Given material
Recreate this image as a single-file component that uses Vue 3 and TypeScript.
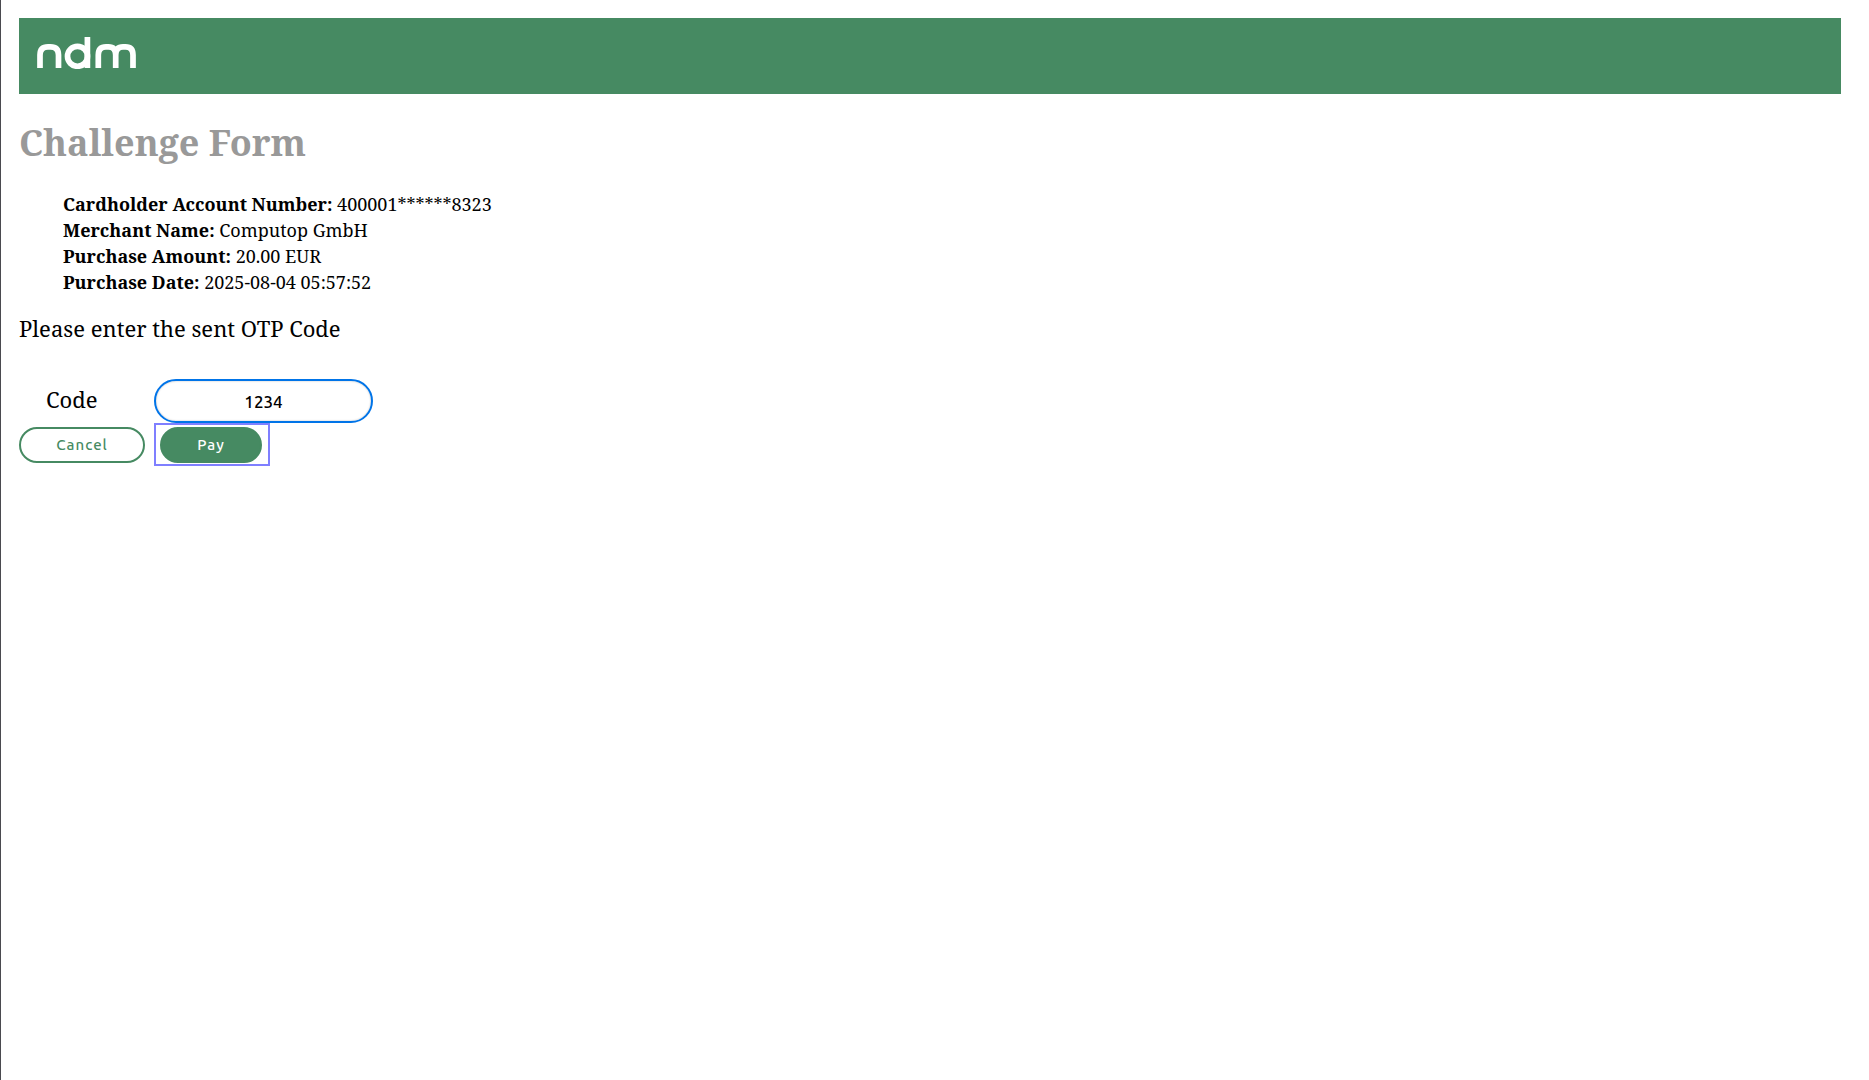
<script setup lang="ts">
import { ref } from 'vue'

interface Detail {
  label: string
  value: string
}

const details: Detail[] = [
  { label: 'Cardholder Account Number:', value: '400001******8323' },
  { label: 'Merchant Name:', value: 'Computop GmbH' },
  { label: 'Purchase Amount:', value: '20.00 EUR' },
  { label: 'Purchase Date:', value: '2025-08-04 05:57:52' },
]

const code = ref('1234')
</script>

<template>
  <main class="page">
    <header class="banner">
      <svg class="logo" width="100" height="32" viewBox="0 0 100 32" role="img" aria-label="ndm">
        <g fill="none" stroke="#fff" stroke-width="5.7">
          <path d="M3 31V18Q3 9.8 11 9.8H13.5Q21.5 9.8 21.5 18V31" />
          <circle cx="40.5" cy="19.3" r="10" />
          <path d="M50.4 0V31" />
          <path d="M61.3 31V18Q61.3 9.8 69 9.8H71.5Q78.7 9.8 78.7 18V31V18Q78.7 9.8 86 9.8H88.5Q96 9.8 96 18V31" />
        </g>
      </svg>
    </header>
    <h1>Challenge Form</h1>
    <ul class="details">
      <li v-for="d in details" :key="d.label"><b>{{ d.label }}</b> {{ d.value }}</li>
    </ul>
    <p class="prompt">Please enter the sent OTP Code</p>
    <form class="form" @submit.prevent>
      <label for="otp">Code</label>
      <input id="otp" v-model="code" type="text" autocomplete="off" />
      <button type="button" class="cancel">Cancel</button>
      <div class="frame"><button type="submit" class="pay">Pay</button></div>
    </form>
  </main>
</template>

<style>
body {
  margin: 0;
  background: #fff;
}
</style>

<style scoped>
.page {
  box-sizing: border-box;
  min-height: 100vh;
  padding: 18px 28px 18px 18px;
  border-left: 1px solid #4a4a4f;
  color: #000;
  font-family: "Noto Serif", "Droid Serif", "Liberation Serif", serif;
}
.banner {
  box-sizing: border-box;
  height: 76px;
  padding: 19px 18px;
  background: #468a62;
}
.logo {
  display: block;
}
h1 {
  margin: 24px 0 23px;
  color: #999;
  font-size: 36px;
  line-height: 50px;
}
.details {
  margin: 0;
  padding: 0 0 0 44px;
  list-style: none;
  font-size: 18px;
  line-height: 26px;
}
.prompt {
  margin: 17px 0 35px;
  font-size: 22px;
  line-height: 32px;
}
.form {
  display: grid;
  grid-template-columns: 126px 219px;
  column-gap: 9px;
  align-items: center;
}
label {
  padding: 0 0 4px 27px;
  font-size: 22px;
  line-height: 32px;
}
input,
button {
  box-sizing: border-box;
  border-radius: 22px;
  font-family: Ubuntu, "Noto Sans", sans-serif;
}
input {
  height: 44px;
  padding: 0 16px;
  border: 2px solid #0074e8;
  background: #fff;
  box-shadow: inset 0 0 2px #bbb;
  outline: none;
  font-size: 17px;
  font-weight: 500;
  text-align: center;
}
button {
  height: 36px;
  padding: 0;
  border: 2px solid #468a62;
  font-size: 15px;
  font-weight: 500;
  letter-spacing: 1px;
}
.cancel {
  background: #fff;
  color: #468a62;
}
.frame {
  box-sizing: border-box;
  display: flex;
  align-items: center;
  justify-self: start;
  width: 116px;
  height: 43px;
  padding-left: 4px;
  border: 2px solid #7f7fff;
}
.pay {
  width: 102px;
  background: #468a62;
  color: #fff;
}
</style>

What this task involves
Repeat, with no pictures, each line from the beginning of the data through the line containing "</template>", inclusive.

Output below
Recreate this image as a single-file component that uses Vue 3 and TypeScript.
<script setup lang="ts">
import { ref } from 'vue'

interface Detail {
  label: string
  value: string
}

const details: Detail[] = [
  { label: 'Cardholder Account Number:', value: '400001******8323' },
  { label: 'Merchant Name:', value: 'Computop GmbH' },
  { label: 'Purchase Amount:', value: '20.00 EUR' },
  { label: 'Purchase Date:', value: '2025-08-04 05:57:52' },
]

const code = ref('1234')
</script>

<template>
  <main class="page">
    <header class="banner">
      <svg class="logo" width="100" height="32" viewBox="0 0 100 32" role="img" aria-label="ndm">
        <g fill="none" stroke="#fff" stroke-width="5.7">
          <path d="M3 31V18Q3 9.8 11 9.8H13.5Q21.5 9.8 21.5 18V31" />
          <circle cx="40.5" cy="19.3" r="10" />
          <path d="M50.4 0V31" />
          <path d="M61.3 31V18Q61.3 9.8 69 9.8H71.5Q78.7 9.8 78.7 18V31V18Q78.7 9.8 86 9.8H88.5Q96 9.8 96 18V31" />
        </g>
      </svg>
    </header>
    <h1>Challenge Form</h1>
    <ul class="details">
      <li v-for="d in details" :key="d.label"><b>{{ d.label }}</b> {{ d.value }}</li>
    </ul>
    <p class="prompt">Please enter the sent OTP Code</p>
    <form class="form" @submit.prevent>
      <label for="otp">Code</label>
      <input id="otp" v-model="code" type="text" autocomplete="off" />
      <button type="button" class="cancel">Cancel</button>
      <div class="frame"><button type="submit" class="pay">Pay</button></div>
    </form>
  </main>
</template>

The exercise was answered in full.